157,000 prefab homes were built between 1945 and 1949. There was one spell when a new one was going up every twelve minutes! These pale pads were more than just temporary sticking plaster covering the gaping hole of the post-war housing shortage. They provided a harbour refuge after the ordeal of war. This was a utopia that worked!
The scarcity value of prefabs was such that some residents began to see themselves as a kind of reserve aristocracy in waiting. If the Duke and Duchess of Somerset suddenly keeled over then Mr and Mrs Swiley in prefab number twenty-five were ready to take their place! A sense of being one of the elect was to stay with prefab dwellers until the very end.
I was a big mistake of Aneurin Bevan, (Member of Parliament for Tredegar/Ebbw Vale from 1929 to 1960) to refer to prefabs as "chicken huts" and "rabbit hutches." This was bound to offend the amour propre of prefab residents. After all, the title of the political tract he wrote - In Place Of Fear - neatly encapsulated the mission of the prefabs.
When the Admiralty moved from London to Bath the civil servants were housed in te more spacious council houses rather than in prefabs. Some of them continued to own houses in London. Yet missing out on prefab living can be seen as a great spiritual loss. Our pads might look a shade cramped to those who glide by in chauffeur-driven Ministerial saloons, but just as the preface of Das Kapital warns readers there can be no "royal road" to science, so there can be no short-cut to grasping the Zen Of Prefab Life. Evenings have to be spent gazing into embers of the small coal fire, watching slivers of moonlight flicker on the aluminium-lined walls, and listening to the skid of bicycle tyres on the wet road outside. Only then can this compact architectural form make its expansive presence felt.

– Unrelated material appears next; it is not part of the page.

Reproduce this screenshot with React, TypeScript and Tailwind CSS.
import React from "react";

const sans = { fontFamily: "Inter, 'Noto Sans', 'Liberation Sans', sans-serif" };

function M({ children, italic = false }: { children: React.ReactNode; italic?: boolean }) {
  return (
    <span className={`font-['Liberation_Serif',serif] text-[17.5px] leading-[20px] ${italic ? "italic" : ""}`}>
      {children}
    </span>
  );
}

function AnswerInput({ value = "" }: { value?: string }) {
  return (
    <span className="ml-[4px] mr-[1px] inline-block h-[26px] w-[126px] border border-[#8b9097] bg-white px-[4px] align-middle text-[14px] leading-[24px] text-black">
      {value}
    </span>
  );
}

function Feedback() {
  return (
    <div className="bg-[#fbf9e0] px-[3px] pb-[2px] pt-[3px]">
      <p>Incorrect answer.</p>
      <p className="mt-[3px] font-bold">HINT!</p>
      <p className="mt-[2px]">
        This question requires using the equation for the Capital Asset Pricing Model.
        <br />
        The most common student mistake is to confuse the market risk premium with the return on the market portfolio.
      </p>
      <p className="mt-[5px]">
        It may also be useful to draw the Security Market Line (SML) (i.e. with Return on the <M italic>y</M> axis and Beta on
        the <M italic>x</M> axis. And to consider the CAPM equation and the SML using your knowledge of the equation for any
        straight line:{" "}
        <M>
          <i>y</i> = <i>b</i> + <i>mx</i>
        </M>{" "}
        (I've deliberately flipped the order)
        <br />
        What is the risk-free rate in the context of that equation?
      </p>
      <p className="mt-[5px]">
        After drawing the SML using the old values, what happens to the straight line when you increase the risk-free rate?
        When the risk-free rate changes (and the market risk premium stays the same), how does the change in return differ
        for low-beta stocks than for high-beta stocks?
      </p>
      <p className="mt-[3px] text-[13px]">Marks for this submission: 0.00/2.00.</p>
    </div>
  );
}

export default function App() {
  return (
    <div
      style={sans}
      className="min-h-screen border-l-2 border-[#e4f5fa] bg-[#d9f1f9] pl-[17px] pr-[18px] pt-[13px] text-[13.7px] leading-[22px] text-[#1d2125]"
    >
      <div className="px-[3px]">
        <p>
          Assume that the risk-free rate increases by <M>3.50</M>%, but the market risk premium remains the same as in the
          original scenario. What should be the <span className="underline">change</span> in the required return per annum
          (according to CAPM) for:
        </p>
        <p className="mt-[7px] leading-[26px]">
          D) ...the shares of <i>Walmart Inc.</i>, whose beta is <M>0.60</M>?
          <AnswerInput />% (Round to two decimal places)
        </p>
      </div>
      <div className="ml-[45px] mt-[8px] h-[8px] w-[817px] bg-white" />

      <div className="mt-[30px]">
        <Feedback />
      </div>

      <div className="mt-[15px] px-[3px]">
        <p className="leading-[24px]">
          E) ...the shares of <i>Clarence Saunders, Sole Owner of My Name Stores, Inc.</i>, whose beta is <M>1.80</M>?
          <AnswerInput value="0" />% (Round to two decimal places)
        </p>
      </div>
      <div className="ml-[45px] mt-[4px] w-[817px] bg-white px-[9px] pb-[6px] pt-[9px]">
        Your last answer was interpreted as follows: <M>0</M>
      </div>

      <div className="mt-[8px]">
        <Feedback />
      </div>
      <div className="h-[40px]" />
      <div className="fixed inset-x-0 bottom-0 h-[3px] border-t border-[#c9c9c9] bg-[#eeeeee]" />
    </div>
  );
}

George Orwell should never have spent his final days in the winter of 1950 marooned in an isolated cottage on a windswept Scottish island. His mistake was to believethat "an uncomfortable, almost prison-like atmosphere" is par for the course in council housing. A stay on a convivial prefab estate would have lifted his spirits and arrested his decline. However he did get one thing right. By 1984 the prefab era was over and these pockets of freedom had been all but extinguished.